## DATASET EXCERPT
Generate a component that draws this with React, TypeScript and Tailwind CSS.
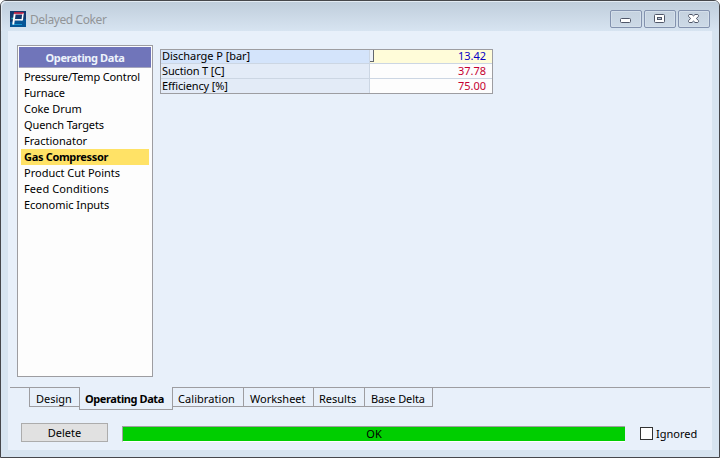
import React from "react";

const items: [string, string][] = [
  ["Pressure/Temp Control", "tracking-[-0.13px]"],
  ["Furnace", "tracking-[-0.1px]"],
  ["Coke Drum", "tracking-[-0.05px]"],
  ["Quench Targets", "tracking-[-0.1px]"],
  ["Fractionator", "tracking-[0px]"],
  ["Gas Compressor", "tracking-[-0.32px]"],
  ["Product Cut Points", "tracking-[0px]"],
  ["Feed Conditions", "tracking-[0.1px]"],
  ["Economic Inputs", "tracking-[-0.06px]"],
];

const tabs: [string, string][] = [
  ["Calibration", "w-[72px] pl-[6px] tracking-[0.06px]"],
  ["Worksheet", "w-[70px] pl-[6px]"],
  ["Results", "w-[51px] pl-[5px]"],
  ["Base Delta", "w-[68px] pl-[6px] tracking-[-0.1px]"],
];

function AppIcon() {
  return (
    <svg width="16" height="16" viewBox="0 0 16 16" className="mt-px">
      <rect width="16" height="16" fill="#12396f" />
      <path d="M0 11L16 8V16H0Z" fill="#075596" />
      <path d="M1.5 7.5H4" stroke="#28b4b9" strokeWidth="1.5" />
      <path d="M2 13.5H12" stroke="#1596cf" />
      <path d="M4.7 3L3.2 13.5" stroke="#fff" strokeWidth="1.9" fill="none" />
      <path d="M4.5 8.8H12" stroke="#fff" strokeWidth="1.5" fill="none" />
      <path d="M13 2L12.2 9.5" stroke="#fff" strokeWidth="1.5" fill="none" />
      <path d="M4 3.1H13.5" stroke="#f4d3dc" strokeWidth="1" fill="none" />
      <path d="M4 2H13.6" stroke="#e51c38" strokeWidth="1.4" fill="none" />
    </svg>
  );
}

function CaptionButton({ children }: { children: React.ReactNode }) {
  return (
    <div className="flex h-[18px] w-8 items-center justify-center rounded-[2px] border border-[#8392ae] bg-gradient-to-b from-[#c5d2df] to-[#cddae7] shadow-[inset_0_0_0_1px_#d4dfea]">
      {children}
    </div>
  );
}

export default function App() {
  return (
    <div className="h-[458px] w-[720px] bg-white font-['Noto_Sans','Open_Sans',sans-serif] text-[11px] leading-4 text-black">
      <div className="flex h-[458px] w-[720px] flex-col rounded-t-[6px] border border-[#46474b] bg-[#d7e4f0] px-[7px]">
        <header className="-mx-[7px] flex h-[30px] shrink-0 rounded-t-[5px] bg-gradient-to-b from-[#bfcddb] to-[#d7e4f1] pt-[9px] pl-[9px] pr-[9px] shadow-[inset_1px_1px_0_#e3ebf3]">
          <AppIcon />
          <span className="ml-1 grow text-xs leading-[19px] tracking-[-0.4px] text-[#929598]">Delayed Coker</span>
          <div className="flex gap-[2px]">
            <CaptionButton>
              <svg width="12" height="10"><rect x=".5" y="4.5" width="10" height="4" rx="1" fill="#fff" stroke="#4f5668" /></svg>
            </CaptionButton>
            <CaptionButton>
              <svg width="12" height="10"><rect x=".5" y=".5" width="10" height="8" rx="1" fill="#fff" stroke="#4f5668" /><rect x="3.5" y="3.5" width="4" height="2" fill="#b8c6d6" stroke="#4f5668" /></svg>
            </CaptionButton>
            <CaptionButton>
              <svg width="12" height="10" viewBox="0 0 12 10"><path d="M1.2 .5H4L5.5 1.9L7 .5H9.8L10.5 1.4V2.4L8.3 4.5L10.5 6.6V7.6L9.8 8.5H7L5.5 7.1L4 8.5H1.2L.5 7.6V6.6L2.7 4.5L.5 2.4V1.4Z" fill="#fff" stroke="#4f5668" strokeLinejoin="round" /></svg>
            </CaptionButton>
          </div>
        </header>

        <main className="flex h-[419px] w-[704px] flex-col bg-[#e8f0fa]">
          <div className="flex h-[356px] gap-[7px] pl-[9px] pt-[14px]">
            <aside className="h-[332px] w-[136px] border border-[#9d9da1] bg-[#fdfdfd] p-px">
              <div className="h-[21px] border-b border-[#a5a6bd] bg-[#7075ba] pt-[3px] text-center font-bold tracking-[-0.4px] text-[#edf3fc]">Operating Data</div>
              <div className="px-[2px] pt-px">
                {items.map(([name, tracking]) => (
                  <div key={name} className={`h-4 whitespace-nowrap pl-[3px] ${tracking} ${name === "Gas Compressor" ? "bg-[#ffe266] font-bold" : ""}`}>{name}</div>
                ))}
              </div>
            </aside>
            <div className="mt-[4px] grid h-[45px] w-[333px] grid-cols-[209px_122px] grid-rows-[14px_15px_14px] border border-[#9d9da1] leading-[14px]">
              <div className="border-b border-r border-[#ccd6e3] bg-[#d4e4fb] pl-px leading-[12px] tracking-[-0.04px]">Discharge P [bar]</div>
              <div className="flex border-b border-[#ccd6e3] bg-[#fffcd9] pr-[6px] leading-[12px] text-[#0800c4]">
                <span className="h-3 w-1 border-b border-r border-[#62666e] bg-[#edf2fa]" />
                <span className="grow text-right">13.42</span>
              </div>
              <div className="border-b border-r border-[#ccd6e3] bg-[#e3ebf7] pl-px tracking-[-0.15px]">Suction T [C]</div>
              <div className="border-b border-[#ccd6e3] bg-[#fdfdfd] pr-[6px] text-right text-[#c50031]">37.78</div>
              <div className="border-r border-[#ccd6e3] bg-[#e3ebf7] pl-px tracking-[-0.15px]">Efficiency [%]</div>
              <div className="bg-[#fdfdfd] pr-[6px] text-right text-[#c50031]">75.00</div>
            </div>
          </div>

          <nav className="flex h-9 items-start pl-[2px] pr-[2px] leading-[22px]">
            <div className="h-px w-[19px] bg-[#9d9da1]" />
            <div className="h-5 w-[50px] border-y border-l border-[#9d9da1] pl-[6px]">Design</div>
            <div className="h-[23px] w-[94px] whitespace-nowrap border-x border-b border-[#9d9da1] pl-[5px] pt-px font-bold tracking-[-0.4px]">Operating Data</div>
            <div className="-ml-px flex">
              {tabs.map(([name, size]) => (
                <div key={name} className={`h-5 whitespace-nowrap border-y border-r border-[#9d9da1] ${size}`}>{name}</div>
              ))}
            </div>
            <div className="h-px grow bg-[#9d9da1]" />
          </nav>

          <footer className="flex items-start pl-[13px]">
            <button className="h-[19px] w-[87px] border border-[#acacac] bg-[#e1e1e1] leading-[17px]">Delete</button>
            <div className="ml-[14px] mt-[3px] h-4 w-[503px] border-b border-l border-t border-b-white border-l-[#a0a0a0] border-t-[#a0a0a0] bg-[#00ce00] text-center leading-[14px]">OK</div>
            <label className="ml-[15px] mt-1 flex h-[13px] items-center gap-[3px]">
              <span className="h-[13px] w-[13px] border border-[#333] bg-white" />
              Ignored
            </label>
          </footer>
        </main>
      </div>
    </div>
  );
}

## WHAT IS ASKED
Reproduce every line of the material precisely, omitting its pictures.

## ANSWER FOR THIS EXERCISE
Generate a component that draws this with React, TypeScript and Tailwind CSS.
import React from "react";

const items: [string, string][] = [
  ["Pressure/Temp Control", "tracking-[-0.13px]"],
  ["Furnace", "tracking-[-0.1px]"],
  ["Coke Drum", "tracking-[-0.05px]"],
  ["Quench Targets", "tracking-[-0.1px]"],
  ["Fractionator", "tracking-[0px]"],
  ["Gas Compressor", "tracking-[-0.32px]"],
  ["Product Cut Points", "tracking-[0px]"],
  ["Feed Conditions", "tracking-[0.1px]"],
  ["Economic Inputs", "tracking-[-0.06px]"],
];

const tabs: [string, string][] = [
  ["Calibration", "w-[72px] pl-[6px] tracking-[0.06px]"],
  ["Worksheet", "w-[70px] pl-[6px]"],
  ["Results", "w-[51px] pl-[5px]"],
  ["Base Delta", "w-[68px] pl-[6px] tracking-[-0.1px]"],
];

function AppIcon() {
  return (
    <svg width="16" height="16" viewBox="0 0 16 16" className="mt-px">
      <rect width="16" height="16" fill="#12396f" />
      <path d="M0 11L16 8V16H0Z" fill="#075596" />
      <path d="M1.5 7.5H4" stroke="#28b4b9" strokeWidth="1.5" />
      <path d="M2 13.5H12" stroke="#1596cf" />
      <path d="M4.7 3L3.2 13.5" stroke="#fff" strokeWidth="1.9" fill="none" />
      <path d="M4.5 8.8H12" stroke="#fff" strokeWidth="1.5" fill="none" />
      <path d="M13 2L12.2 9.5" stroke="#fff" strokeWidth="1.5" fill="none" />
      <path d="M4 3.1H13.5" stroke="#f4d3dc" strokeWidth="1" fill="none" />
      <path d="M4 2H13.6" stroke="#e51c38" strokeWidth="1.4" fill="none" />
    </svg>
  );
}

function CaptionButton({ children }: { children: React.ReactNode }) {
  return (
    <div className="flex h-[18px] w-8 items-center justify-center rounded-[2px] border border-[#8392ae] bg-gradient-to-b from-[#c5d2df] to-[#cddae7] shadow-[inset_0_0_0_1px_#d4dfea]">
      {children}
    </div>
  );
}

export default function App() {
  return (
    <div className="h-[458px] w-[720px] bg-white font-['Noto_Sans','Open_Sans',sans-serif] text-[11px] leading-4 text-black">
      <div className="flex h-[458px] w-[720px] flex-col rounded-t-[6px] border border-[#46474b] bg-[#d7e4f0] px-[7px]">
        <header className="-mx-[7px] flex h-[30px] shrink-0 rounded-t-[5px] bg-gradient-to-b from-[#bfcddb] to-[#d7e4f1] pt-[9px] pl-[9px] pr-[9px] shadow-[inset_1px_1px_0_#e3ebf3]">
          <AppIcon />
          <span className="ml-1 grow text-xs leading-[19px] tracking-[-0.4px] text-[#929598]">Delayed Coker</span>
          <div className="flex gap-[2px]">
            <CaptionButton>
              <svg width="12" height="10"><rect x=".5" y="4.5" width="10" height="4" rx="1" fill="#fff" stroke="#4f5668" /></svg>
            </CaptionButton>
            <CaptionButton>
              <svg width="12" height="10"><rect x=".5" y=".5" width="10" height="8" rx="1" fill="#fff" stroke="#4f5668" /><rect x="3.5" y="3.5" width="4" height="2" fill="#b8c6d6" stroke="#4f5668" /></svg>
            </CaptionButton>
            <CaptionButton>
              <svg width="12" height="10" viewBox="0 0 12 10"><path d="M1.2 .5H4L5.5 1.9L7 .5H9.8L10.5 1.4V2.4L8.3 4.5L10.5 6.6V7.6L9.8 8.5H7L5.5 7.1L4 8.5H1.2L.5 7.6V6.6L2.7 4.5L.5 2.4V1.4Z" fill="#fff" stroke="#4f5668" strokeLinejoin="round" /></svg>
            </CaptionButton>
          </div>
        </header>

        <main className="flex h-[419px] w-[704px] flex-col bg-[#e8f0fa]">
          <div className="flex h-[356px] gap-[7px] pl-[9px] pt-[14px]">
            <aside className="h-[332px] w-[136px] border border-[#9d9da1] bg-[#fdfdfd] p-px">
              <div className="h-[21px] border-b border-[#a5a6bd] bg-[#7075ba] pt-[3px] text-center font-bold tracking-[-0.4px] text-[#edf3fc]">Operating Data</div>
              <div className="px-[2px] pt-px">
                {items.map(([name, tracking]) => (
                  <div key={name} className={`h-4 whitespace-nowrap pl-[3px] ${tracking} ${name === "Gas Compressor" ? "bg-[#ffe266] font-bold" : ""}`}>{name}</div>
                ))}
              </div>
            </aside>
            <div className="mt-[4px] grid h-[45px] w-[333px] grid-cols-[209px_122px] grid-rows-[14px_15px_14px] border border-[#9d9da1] leading-[14px]">
              <div className="border-b border-r border-[#ccd6e3] bg-[#d4e4fb] pl-px leading-[12px] tracking-[-0.04px]">Discharge P [bar]</div>
              <div className="flex border-b border-[#ccd6e3] bg-[#fffcd9] pr-[6px] leading-[12px] text-[#0800c4]">
                <span className="h-3 w-1 border-b border-r border-[#62666e] bg-[#edf2fa]" />
                <span className="grow text-right">13.42</span>
              </div>
              <div className="border-b border-r border-[#ccd6e3] bg-[#e3ebf7] pl-px tracking-[-0.15px]">Suction T [C]</div>
              <div className="border-b border-[#ccd6e3] bg-[#fdfdfd] pr-[6px] text-right text-[#c50031]">37.78</div>
              <div className="border-r border-[#ccd6e3] bg-[#e3ebf7] pl-px tracking-[-0.15px]">Efficiency [%]</div>
              <div className="bg-[#fdfdfd] pr-[6px] text-right text-[#c50031]">75.00</div>
            </div>
          </div>

          <nav className="flex h-9 items-start pl-[2px] pr-[2px] leading-[22px]">
            <div className="h-px w-[19px] bg-[#9d9da1]" />
            <div className="h-5 w-[50px] border-y border-l border-[#9d9da1] pl-[6px]">Design</div>
            <div className="h-[23px] w-[94px] whitespace-nowrap border-x border-b border-[#9d9da1] pl-[5px] pt-px font-bold tracking-[-0.4px]">Operating Data</div>
            <div className="-ml-px flex">
              {tabs.map(([name, size]) => (
                <div key={name} className={`h-5 whitespace-nowrap border-y border-r border-[#9d9da1] ${size}`}>{name}</div>
              ))}
            </div>
            <div className="h-px grow bg-[#9d9da1]" />
          </nav>

          <footer className="flex items-start pl-[13px]">
            <button className="h-[19px] w-[87px] border border-[#acacac] bg-[#e1e1e1] leading-[17px]">Delete</button>
            <div className="ml-[14px] mt-[3px] h-4 w-[503px] border-b border-l border-t border-b-white border-l-[#a0a0a0] border-t-[#a0a0a0] bg-[#00ce00] text-center leading-[14px]">OK</div>
            <label className="ml-[15px] mt-1 flex h-[13px] items-center gap-[3px]">
              <span className="h-[13px] w-[13px] border border-[#333] bg-white" />
              Ignored
            </label>
          </footer>
        </main>
      </div>
    </div>
  );
}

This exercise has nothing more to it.